Well, the next time came, courtesy of the rather oddly timed departure by Joan Shea.  And then the next time went with the Conservatives taking an even bigger lash in the political arse than Danny himself took in Virginia Waters.

The lesson here is that politics is a game of organization and logistics. The Liberals have built a team  - note that word - that is scalable. They can add incremental numbers of people and tackle more districts. The Tories, having thrown everything into Virginia Waters, clearly have to increase their organization arithmetically just to stay competitive.
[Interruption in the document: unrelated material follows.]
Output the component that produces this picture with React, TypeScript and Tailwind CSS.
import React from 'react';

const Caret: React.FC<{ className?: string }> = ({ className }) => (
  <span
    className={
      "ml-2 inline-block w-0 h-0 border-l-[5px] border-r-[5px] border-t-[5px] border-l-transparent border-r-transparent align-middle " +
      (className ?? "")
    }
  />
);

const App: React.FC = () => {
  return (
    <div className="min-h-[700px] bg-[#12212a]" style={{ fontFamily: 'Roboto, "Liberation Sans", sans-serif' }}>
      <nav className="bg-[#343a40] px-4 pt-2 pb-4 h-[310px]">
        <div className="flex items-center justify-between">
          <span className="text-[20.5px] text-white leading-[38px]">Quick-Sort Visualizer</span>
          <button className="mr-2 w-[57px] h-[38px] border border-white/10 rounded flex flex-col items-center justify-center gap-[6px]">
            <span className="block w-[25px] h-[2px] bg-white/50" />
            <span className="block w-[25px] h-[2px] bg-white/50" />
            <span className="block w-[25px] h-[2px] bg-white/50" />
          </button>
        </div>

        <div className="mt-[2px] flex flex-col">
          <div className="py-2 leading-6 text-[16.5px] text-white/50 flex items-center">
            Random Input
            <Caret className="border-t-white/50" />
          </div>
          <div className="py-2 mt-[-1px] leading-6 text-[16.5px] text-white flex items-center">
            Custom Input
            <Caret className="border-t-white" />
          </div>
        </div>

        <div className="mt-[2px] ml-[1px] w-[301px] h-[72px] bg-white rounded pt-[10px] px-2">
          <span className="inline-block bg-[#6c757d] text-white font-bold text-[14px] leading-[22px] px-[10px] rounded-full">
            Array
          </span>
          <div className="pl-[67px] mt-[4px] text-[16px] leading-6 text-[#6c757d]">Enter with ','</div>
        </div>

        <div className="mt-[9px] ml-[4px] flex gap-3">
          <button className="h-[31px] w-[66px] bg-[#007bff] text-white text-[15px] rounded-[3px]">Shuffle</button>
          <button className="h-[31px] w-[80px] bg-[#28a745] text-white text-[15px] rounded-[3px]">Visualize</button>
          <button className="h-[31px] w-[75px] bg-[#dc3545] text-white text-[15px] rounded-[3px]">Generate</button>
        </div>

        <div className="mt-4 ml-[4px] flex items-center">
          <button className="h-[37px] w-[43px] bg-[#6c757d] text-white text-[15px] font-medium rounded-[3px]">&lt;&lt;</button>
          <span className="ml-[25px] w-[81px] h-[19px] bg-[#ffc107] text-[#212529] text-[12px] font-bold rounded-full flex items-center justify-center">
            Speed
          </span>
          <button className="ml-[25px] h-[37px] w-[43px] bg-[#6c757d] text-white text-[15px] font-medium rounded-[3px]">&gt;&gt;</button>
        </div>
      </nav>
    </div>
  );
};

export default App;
For two districts, they must double the effort and in three, triple it and so on.  They can have a bank account full of every penny in the universe and it will matter not a jot or tittle, to quote John Crosbie, if they cannot find their voters and get them to the polls. 

The Liberals, supposedly having a hard time with the cash according to the Conservatives,  have had no trouble fighting and winning by-election after by-election. Of course,  they have also had no trouble putting cash in the bank lately, either, but that is another story.

If the next Premier is not running in Humber East,  then the Conservatives will have a hard time hanging onto that one either.  That would put them down three more seats, with the Liberals at 16.  The New Lorraine-ocrats would have three for a total of 19. The Conservatives would be at 29 in such a scenario. Take one away for Speaker and you have 28.

A majority of eight or nine would still be comfortable.  Well, comfortable except for one teensy thing.  Charlene and Terry and Joan and Tom are not the last of the gang of Conservatives ready to leave politics for “family” or any other bogus reasons.

There’s a list of them.

The entire Class of 2003 is liable to go.  They were pensioned up a long time ago and have just been hanging around because of the 2010 internal caucus arrangement and the chance to fatten the pension a bit. As Shea and Johnson have shown, everything comes second to their individual interests. They’ll go when they wish and the only thing that will keep them around is their own self-interest.  The Class of 2007 is likewise pensionable.  Any of them not in cabinet might well bugger off, too. Then, there are the people who might decide to pull a Ross Wiseman and cross the floor to the Liberals or just to the opposition benches. 

The new Premier will have to spend the rest of this year doing two things.  The first is fighting the by-elections.  The second is keeping everyone inside the tent.  That is likely to consume most of his attention. After all, only five of the darlings would have to skitter across the floor or out of the House altogether in order to bring the government into a minority status. In fact, were any bunch of the loose association of individuals called the Conservatives catch flu at the same time when the House was in session, the premier and his administration would be in grave jeopardy. The would be just a single confidence vote away from an election and, given the polls, almost certain defeat. 

Johnson, Shea, and French have shown that the Conservative leader has virtually no control over the caucus. Doesn’t matter whether Kent, Ottenheimer, or Davis wins the thing.  They are politically impotent.  Politically impotent leaders can’t do much.  In such circumstances, staying in office will be first priority for the new Premier.  Governing will be decidedly second on the new Premier’s agenda and implementing any of the new ideas they might have would likely be a third. Changing the party direction to fight and win the next election isn’t even on the list of things they can do.